We apply the backlog decluttering method to new ideas and requests as well. If it’s not going to help us reach our vision, we don’t do it. Since applying this method, we won’t even put these items in our backlog. If it’s meant to be or if we want to revisit it later, we’ll do that in our next planning phase.
During our daily stand-ups, if we don’t know why a team member is working on something, we politely ask them why. We challenge each other. We ask how each task assigned is going to help us reach our vision. If it doesn’t spark joy—if it doesn’t help us create the best affordable mobile QA software around – we don’t do it.
Now that our backlog is a clean list of tasks that’ll help us see our vision through, we ask ourselves: “what can be done today that gets us closer to our vision?” We ID the tasks that’ll have the most impact for our current customers and push them to to-do.

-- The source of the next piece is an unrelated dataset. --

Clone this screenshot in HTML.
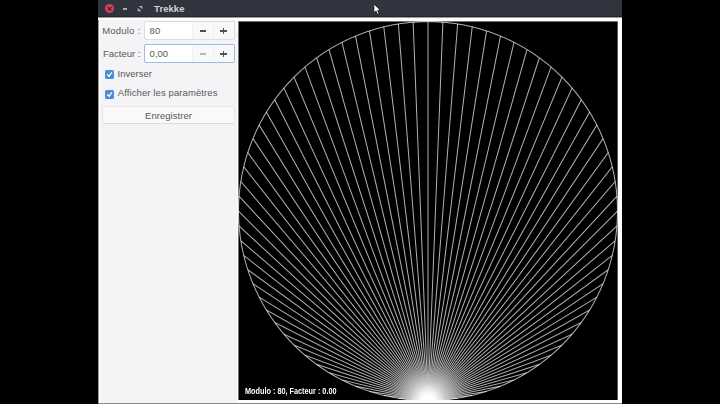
<!DOCTYPE html>
<html><head><meta charset="utf-8">
<style>
*{box-sizing:border-box;margin:0;padding:0}
html,body{width:720px;height:404px;background:#000;overflow:hidden;font-family:"Liberation Sans",sans-serif}
.a{position:absolute}
.t{position:absolute;line-height:1;white-space:nowrap}
#win{left:98px;top:0;width:524px;height:404px;background:#f4f4f6}
#title{left:98px;top:0;width:524px;height:17px;background:#30343e;border-bottom:1px solid #23262d}
#close{left:105px;top:4.2px;width:9.3px;height:9.3px;border-radius:50%;background:#d8405a}
#ttl{left:154.1px;top:4.4px;font-size:9.5px;font-weight:bold;color:#d2d2d2;letter-spacing:0.05px}
.lbl{font-size:9.5px;color:#585858}
.spin{left:144px;width:90.5px;height:19px;background:#fff;border:1px solid #dedee2;border-radius:2px}
.spin.f{border-color:#9dbbe0}
.btn{top:0;height:17px;width:21px;background:#f8f8f9}
.cb{left:104.6px;width:9px;height:9px;background:#4a8fd8;border-radius:1.5px}
#btn{left:102px;top:105.5px;width:132.5px;height:18px;background:#f9f9fa;border:1px solid #e6e6ea;border-bottom-color:#dcdce0;border-radius:2px}
#cv{left:238px;top:21px;width:380px;height:379px;background:#000;overflow:hidden}
#info{left:244.8px;top:386.7px;font-size:9px;color:#fff;font-weight:bold;transform:scaleX(0.81);transform-origin:0 0}
</style></head><body>
<div class="a" id="win"></div>
<div class="a" style="left:98px;top:17px;width:1px;height:387px;background:#9a9a9a"></div>
<div class="a" style="left:99px;top:17px;width:1px;height:387px;background:#fff"></div>
<div class="a" style="left:237px;top:18px;width:385px;height:385px;background:#fff"></div>
<div class="a" style="left:98px;top:17px;width:524px;height:1px;background:#9a9ca0"></div>
<div class="a" style="left:98px;top:18px;width:524px;height:1.5px;background:#fff"></div>
<div class="a" style="left:98px;top:403px;width:524px;height:1px;background:#8a8a8a"></div>
<div class="a" id="title"></div>
<div class="a" id="close"></div>
<svg class="a" style="left:105px;top:4px" width="9" height="9"><path d="M2.9 3L6.5 6.6M6.5 3L2.9 6.6" stroke="#3a2630" stroke-width="1.1"/></svg>
<div class="a" style="left:122.5px;top:8px;width:4.5px;height:1.6px;background:#a8aab0"></div>
<svg class="a" style="left:137px;top:5px" width="7" height="8"><path d="M2 0.9H5.3V4.2Z M0.7 2.7V6.2H4.2Z" fill="#b4b6bb"/></svg>
<div class="t" id="ttl">Trekke</div>
<svg class="a" style="left:373px;top:2.6px" width="10" height="14"><path d="M0.9 0.9V9.9L3 8L4.6 11.6L6.1 11L4.7 7.4H7.6Z" fill="#fff" stroke="#111" stroke-width="0.8" stroke-linejoin="round"/></svg>

<div class="t lbl" style="left:102.2px;top:26px;letter-spacing:0.2px">Modulo :</div>
<div class="a spin" style="top:21px"></div>
<div class="a btn" style="left:192px;top:22px;width:41.5px;height:17px"></div>
<div class="t lbl" style="left:149.6px;top:26px">80</div>
<div class="a" style="left:192px;top:22px;width:0.6px;height:17px;background:#f1f1f3"></div>
<div class="a" style="left:213px;top:22px;width:0.6px;height:17px;background:#f1f1f3"></div>
<div class="a" style="left:199.5px;top:30.4px;width:6.5px;height:1.2px;background:#505050"></div>
<div class="a" style="left:220.3px;top:30.4px;width:6.5px;height:1.2px;background:#505050"></div>
<div class="a" style="left:222.95px;top:27.7px;width:1.2px;height:6.6px;background:#505050"></div>

<div class="t lbl" style="left:103px;top:48.5px">Facteur :</div>
<div class="a spin f" style="top:44px"></div>
<div class="a btn" style="left:192px;top:45px;width:41.5px;height:17px"></div>
<div class="t lbl" style="left:149.6px;top:48.7px">0,00</div>
<div class="a" style="left:192px;top:45px;width:0.6px;height:17px;background:#f1f1f3"></div>
<div class="a" style="left:213px;top:45px;width:0.6px;height:17px;background:#f1f1f3"></div>
<div class="a" style="left:199.5px;top:53.3px;width:6.5px;height:1.3px;background:#b8b8b8"></div>
<div class="a" style="left:220.3px;top:53.4px;width:6.5px;height:1.2px;background:#505050"></div>
<div class="a" style="left:222.95px;top:50.7px;width:1.2px;height:6.6px;background:#505050"></div>

<div class="a cb" style="top:70px"></div>
<svg class="a" style="left:104.6px;top:70px" width="9" height="9"><path d="M2.1 4.5L4.1 6.3L6.9 2.3" stroke="#fff" stroke-width="1.25" fill="none"/></svg>
<div class="t lbl" style="left:117.6px;top:69px">Inverser</div>
<div class="a cb" style="top:89.6px"></div>
<svg class="a" style="left:104.6px;top:89.6px" width="9" height="9"><path d="M2.1 4.5L4.1 6.3L6.9 2.3" stroke="#fff" stroke-width="1.25" fill="none"/></svg>
<div class="t lbl" style="left:117.8px;top:88px;letter-spacing:0.1px">Afficher les paramètres</div>

<div class="a" id="btn"></div>
<div class="t lbl" style="left:145px;top:110.6px;letter-spacing:0.05px">Enregistrer</div>

<div class="a" id="cv">
  <svg width="380" height="379" style="position:absolute;left:0;top:0">
    <defs><radialGradient id="gl" cx="0.5" cy="0.5" r="0.5"><stop offset="0" stop-color="#fff" stop-opacity="1"/><stop offset="0.5" stop-color="#fff" stop-opacity="0.9"/><stop offset="1" stop-color="#fff" stop-opacity="0"/></radialGradient><radialGradient id="gl2" cx="0.5" cy="0.5" r="0.5"><stop offset="0" stop-color="#fff" stop-opacity="0.55"/><stop offset="1" stop-color="#fff" stop-opacity="0"/></radialGradient></defs>
    <g stroke="#fff" stroke-opacity="0.7" stroke-width="1" fill="none">
    <circle cx="190.0" cy="190.1" r="189.5"/>
    <path d="M190.00 379.60L175.13 379.02"/><path d="M190.00 379.60L160.36 377.27"/><path d="M190.00 379.60L145.76 374.36"/><path d="M190.00 379.60L131.44 370.33"/><path d="M190.00 379.60L117.48 365.18"/><path d="M190.00 379.60L103.97 358.95"/><path d="M190.00 379.60L90.99 351.68"/><path d="M190.00 379.60L78.61 343.41"/><path d="M190.00 379.60L66.93 334.20"/><path d="M190.00 379.60L56.00 324.10"/><path d="M190.00 379.60L45.90 313.17"/><path d="M190.00 379.60L36.69 301.49"/><path d="M190.00 379.60L28.42 289.11"/><path d="M190.00 379.60L21.15 276.13"/><path d="M190.00 379.60L14.92 262.62"/><path d="M190.00 379.60L9.77 248.66"/><path d="M190.00 379.60L5.74 234.34"/><path d="M190.00 379.60L2.83 219.74"/><path d="M190.00 379.60L1.08 204.97"/><path d="M190.00 379.60L0.50 190.10"/><path d="M190.00 379.60L1.08 175.23"/><path d="M190.00 379.60L2.83 160.46"/><path d="M190.00 379.60L5.74 145.86"/><path d="M190.00 379.60L9.77 131.54"/><path d="M190.00 379.60L14.92 117.58"/><path d="M190.00 379.60L21.15 104.07"/><path d="M190.00 379.60L28.42 91.09"/><path d="M190.00 379.60L36.69 78.71"/><path d="M190.00 379.60L45.90 67.03"/><path d="M190.00 379.60L56.00 56.10"/><path d="M190.00 379.60L66.93 46.00"/><path d="M190.00 379.60L78.61 36.79"/><path d="M190.00 379.60L90.99 28.52"/><path d="M190.00 379.60L103.97 21.25"/><path d="M190.00 379.60L117.48 15.02"/><path d="M190.00 379.60L131.44 9.87"/><path d="M190.00 379.60L145.76 5.84"/><path d="M190.00 379.60L160.36 2.93"/><path d="M190.00 379.60L175.13 1.18"/><path d="M190.00 379.60L190.00 0.60"/><path d="M190.00 379.60L204.87 1.18"/><path d="M190.00 379.60L219.64 2.93"/><path d="M190.00 379.60L234.24 5.84"/><path d="M190.00 379.60L248.56 9.87"/><path d="M190.00 379.60L262.52 15.02"/><path d="M190.00 379.60L276.03 21.25"/><path d="M190.00 379.60L289.01 28.52"/><path d="M190.00 379.60L301.39 36.79"/><path d="M190.00 379.60L313.07 46.00"/><path d="M190.00 379.60L324.00 56.10"/><path d="M190.00 379.60L334.10 67.03"/><path d="M190.00 379.60L343.31 78.71"/><path d="M190.00 379.60L351.58 91.09"/><path d="M190.00 379.60L358.85 104.07"/><path d="M190.00 379.60L365.08 117.58"/><path d="M190.00 379.60L370.23 131.54"/><path d="M190.00 379.60L374.26 145.86"/><path d="M190.00 379.60L377.17 160.46"/><path d="M190.00 379.60L378.92 175.23"/><path d="M190.00 379.60L379.50 190.10"/><path d="M190.00 379.60L378.92 204.97"/><path d="M190.00 379.60L377.17 219.74"/><path d="M190.00 379.60L374.26 234.34"/><path d="M190.00 379.60L370.23 248.66"/><path d="M190.00 379.60L365.08 262.62"/><path d="M190.00 379.60L358.85 276.13"/><path d="M190.00 379.60L351.58 289.11"/><path d="M190.00 379.60L343.31 301.49"/><path d="M190.00 379.60L334.10 313.17"/><path d="M190.00 379.60L324.00 324.10"/><path d="M190.00 379.60L313.07 334.20"/><path d="M190.00 379.60L301.39 343.41"/><path d="M190.00 379.60L289.01 351.68"/><path d="M190.00 379.60L276.03 358.95"/><path d="M190.00 379.60L262.52 365.18"/><path d="M190.00 379.60L248.56 370.33"/><path d="M190.00 379.60L234.24 374.36"/><path d="M190.00 379.60L219.64 377.27"/><path d="M190.00 379.60L204.87 379.02"/>
    </g>
    <ellipse cx="190.0" cy="375" rx="40" ry="38" fill="url(#gl2)"/><ellipse cx="190.0" cy="378" rx="20" ry="18" fill="url(#gl)"/>
  </svg>
  <canvas id="cc" width="380" height="379" style="position:absolute;left:0;top:0"></canvas>
</div>
<div class="a" style="left:238px;top:21px;width:1px;height:379px;background:rgba(255,255,255,0.45)"></div>
<div class="a" style="left:239px;top:21px;width:379px;height:1px;background:rgba(255,255,255,0.45)"></div>
<div class="a" style="left:617px;top:22px;width:1px;height:378px;background:rgba(255,255,255,0.35)"></div>
<div class="t" id="info">Modulo : 80, Facteur : 0.00</div>
<script>
(function(){
var c=document.getElementById('cc');if(!c||!c.getContext)return;
var S=2,W=380,H=379,cx=190.0,cy=190.1,r=189.5,N=80,LW=1.0,COL='rgba(255,255,255,0.7)';
var o=document.createElement('canvas');o.width=W*S;o.height=H*S;
var g=o.getContext('2d');g.fillStyle='#000';g.fillRect(0,0,W*S,H*S);
g.strokeStyle=COL;g.lineWidth=LW*S;
g.beginPath();g.arc(cx*S,cy*S,r*S,0,Math.PI*2);g.stroke();
var x0=cx*S,y0=(cy+r)*S;
for(var i=1;i<N;i++){var a=2*Math.PI*i/N;g.beginPath();g.moveTo(x0,y0);g.lineTo((cx-r*Math.sin(a))*S,(cy+r*Math.cos(a))*S);g.stroke();}
var x=c.getContext('2d');x.imageSmoothingEnabled=true;x.imageSmoothingQuality='high';x.drawImage(o,0,0,W,H);
})();
</script>
</body></html>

This concept is “prioritizing 101” but as a small and lean team, it’s important for us to stay in that mindset for now. Otherwise, we’d spend all our time on monstrous projects rather than moving our product forward and making our current customers happy!
Wrapping it up
The concept of focusing on fewer things that have the greatest impact or value isn’t new. The One Thing by Gary Keller and Jay Papasan is now six years old. However, with the internet has come more noise, more distractions, and a greater sense of false urgency.
Note to self: pausing, taking a deep breath, re-connecting and re-aligning with what’s most important to you and your team: what you’re truly set out to accomplish is key. From there, decisions will become easier and much quicker.